Historians may look back on May 8, 2006, as a turning point in the history of molecular imaging. Before then, FDG-PET was chronically tangled in political problems that slowed its entry into the clinical mainstream.
Historians may look back on May 8, 2006, as a turning point in the history of molecular imaging. Before then, FDG-PET was chronically tangled in political problems that slowed its entry into the clinical mainstream. But in May, as the result of an unusual collaboration, Medicare payment took effect for most applications of FDG-PET and PET/CT in oncology.
At the same time the payment plan launched, a national PET registry was implemented to monitor the effect of the new indications on clinical decision making and patient management.
The payment policy includes 114 new indications spanning diagnosis, staging, and restaging. For the first time, Medicare will also provide payment for treatment monitoring of nearly every type of cancer.
But payment is contingent upon mandatory participation in a two-year survey managed by the American College of Radiology Imaging Network. Referring physicians must complete pre- and postimaging surveys in order to qualify a procedure for reimbursement. As of the middle of May 2006, the registry included 701 participants.
Results of large clinical trials in the first half of 2006 suggest that several molecular-based MR applications are also poised to enter the mainstream. The multicenter Magnetic Resonance Imaging for Breast Cancer Screening Trial confirmed the value of dynamic contrast-enhanced MRI as a screening tool for middle-aged women with genetic susceptibility to breast cancer. At the International Society for Magnetic Resonance in Medicine meeting in May, researchers at Catharina Hospital in Eindhoven, the Netherlands, demonstrated that the lymphotrophic nanoparticle ferumoxtran-10 reliably identifies prostatic lymph node metastases.
The MR tests, performed on 120 presurgical patients and 17 controls in a nonacademic setting, were 89% sensitive and 99% specific for metastastic nodes.
Nanotechnologies are also contributing important basic discoveries among more than 1000 scientific papers on molecular imaging published in the past six months. A basic scientific session on novel contrast media at the ISMRM meeting attracted an audience of more than 1200. Big things are expected from recent innovations with these ultrasmall agents.
In one instance, an interdisciplinary research team at the University of California, Los Angeles has demonstrated that miniature, microfluidic integrated circuits can manufacture FDG for PET imaging (Science 2005;310(5766):1793-1786).

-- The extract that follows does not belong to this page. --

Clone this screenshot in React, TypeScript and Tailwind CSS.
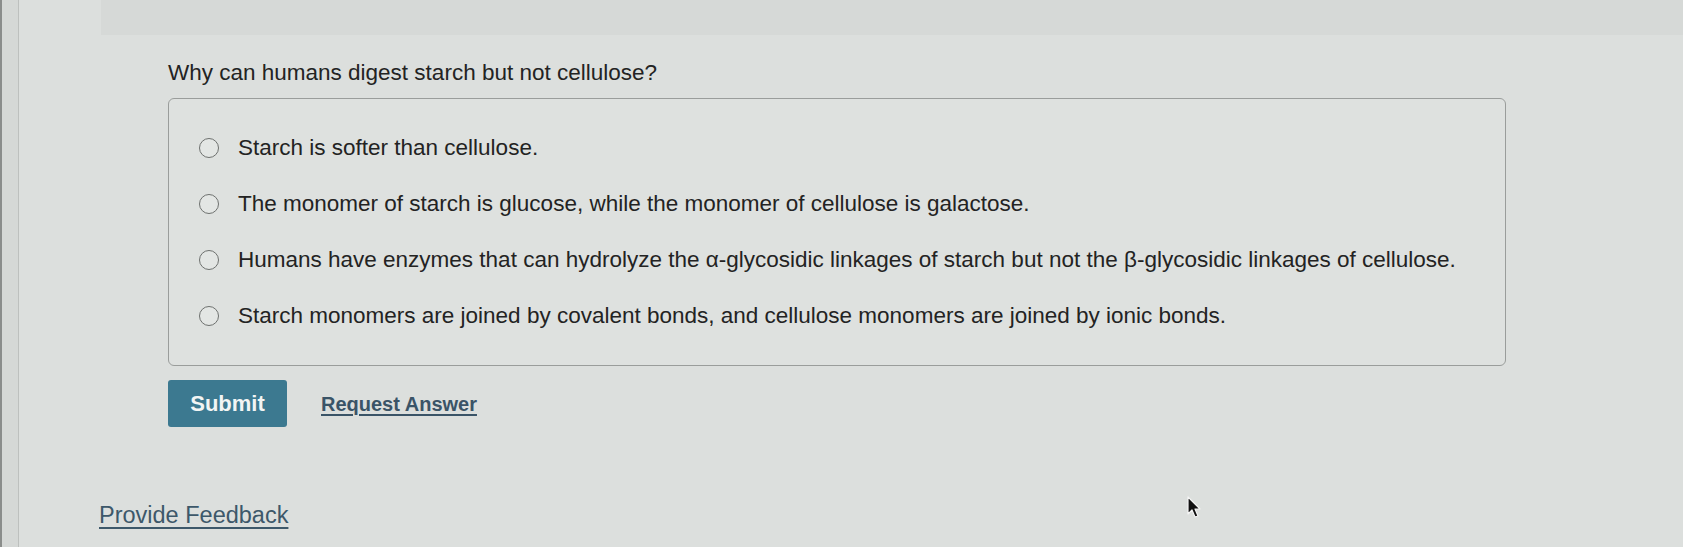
import React from 'react';

const options = [
  'Starch is softer than cellulose.',
  'The monomer of starch is glucose, while the monomer of cellulose is galactose.',
  'Humans have enzymes that can hydrolyze the α-glycosidic linkages of starch but not the β-glycosidic linkages of cellulose.',
  'Starch monomers are joined by covalent bonds, and cellulose monomers are joined by ionic bonds.',
];

function Pointer() {
  return (
    <svg width="16" height="24" viewBox="0 0 16 24" className="absolute left-[1186px] top-[496px]">
      <path d="M2 1 L2 18 L6 14 L9 21 L12 20 L9 13 L14 13 Z" fill="#111" stroke="#f4f4f4" strokeWidth="1.2" strokeLinejoin="round" />
    </svg>
  );
}

export default function App() {
  return (
    <div
      className="relative flex h-[547px] w-full overflow-hidden bg-[#dcdfdd] text-[#232323]"
      style={{ fontFamily: '"Liberation Sans", Arial, sans-serif' }}
    >
      <div className="w-[19px] shrink-0 border-l-2 border-r border-l-[#8a8d8b] border-r-[#bdc0be] bg-[#d5d8d6]" />
      <div className="flex min-w-0 flex-1 flex-col">
        <div className="ml-[82px] h-[35px] bg-[#d6d9d7]" />
        <div className="pl-[149px] pr-[177px]">
          <h1 className="mt-[25px] text-[22.5px] leading-[26px]">Why can humans digest starch but not cellulose?</h1>

          <div className="mt-[12px] rounded-md border border-[#9a9d9b] bg-[#dee1df] py-[21px] pl-[30px]">
            {options.map((text) => (
              <label key={text} className="flex h-[56px] items-center gap-[19px]">
                <span className="h-[20px] w-[20px] shrink-0 rounded-full border-[1.5px] border-[#6e716f] bg-[#e3e6e4]" />
                <span className="text-[22.5px] leading-[26px]">{text}</span>
              </label>
            ))}
          </div>

          <div className="mt-[14px] flex items-center gap-[34px]">
            <button className="h-[47px] w-[119px] rounded-[3px] bg-[#3c7990] text-[22px] font-bold text-[#f2f5f4]">
              Submit
            </button>
            <a className="text-[20px] font-bold text-[#3a5467] underline underline-offset-[3px]">Request Answer</a>
          </div>
        </div>

        <div className="ml-[80px] mt-[71px]">
          <a className="text-[23.5px] text-[#3d586a] underline underline-offset-[4px]">Provide Feedback</a>
        </div>
      </div>
      <Pointer />
    </div>
  );
}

Large arrays of these "labs-on-a-chip" promise to revolutionize production methods for FDG and other radiopharmaceutical agents, said Dr. Sam Gambhir, director of the molecular imaging program at Stanford University.
At Stanford, researchers are exploring the capability of self-illuminating quantum dots. These are the first nanoparticles that may be used in optical imaging without an external illumination source, thereby greatly increasing sensitivity, according to Gambhir.
The microdot produces light from its R-Luc8 protein through a process called bioluminescence resonance energy transfer. The nanoparticle can potentially report several molecular events simultaneously by emitting light at several frequencies (Nat Biotech 2006; 24(3):339-343).
Concerns about the potential toxicity of carbon nanotubes may diminish because of work conducted at the University of London's Center for Drug Delivery Research. Investigators found that nanoparticles do not dwell in the liver and kidneys as long as suspected, and their circulation profile is ideal for molecular imaging, according to Dr. King Li, associate director of radiology at the National Institutes of Health. The findings will lead to more research exploiting the huge surface receptor and contrast media capacity of this material (PNAS 2006; 103(9):3357-3362).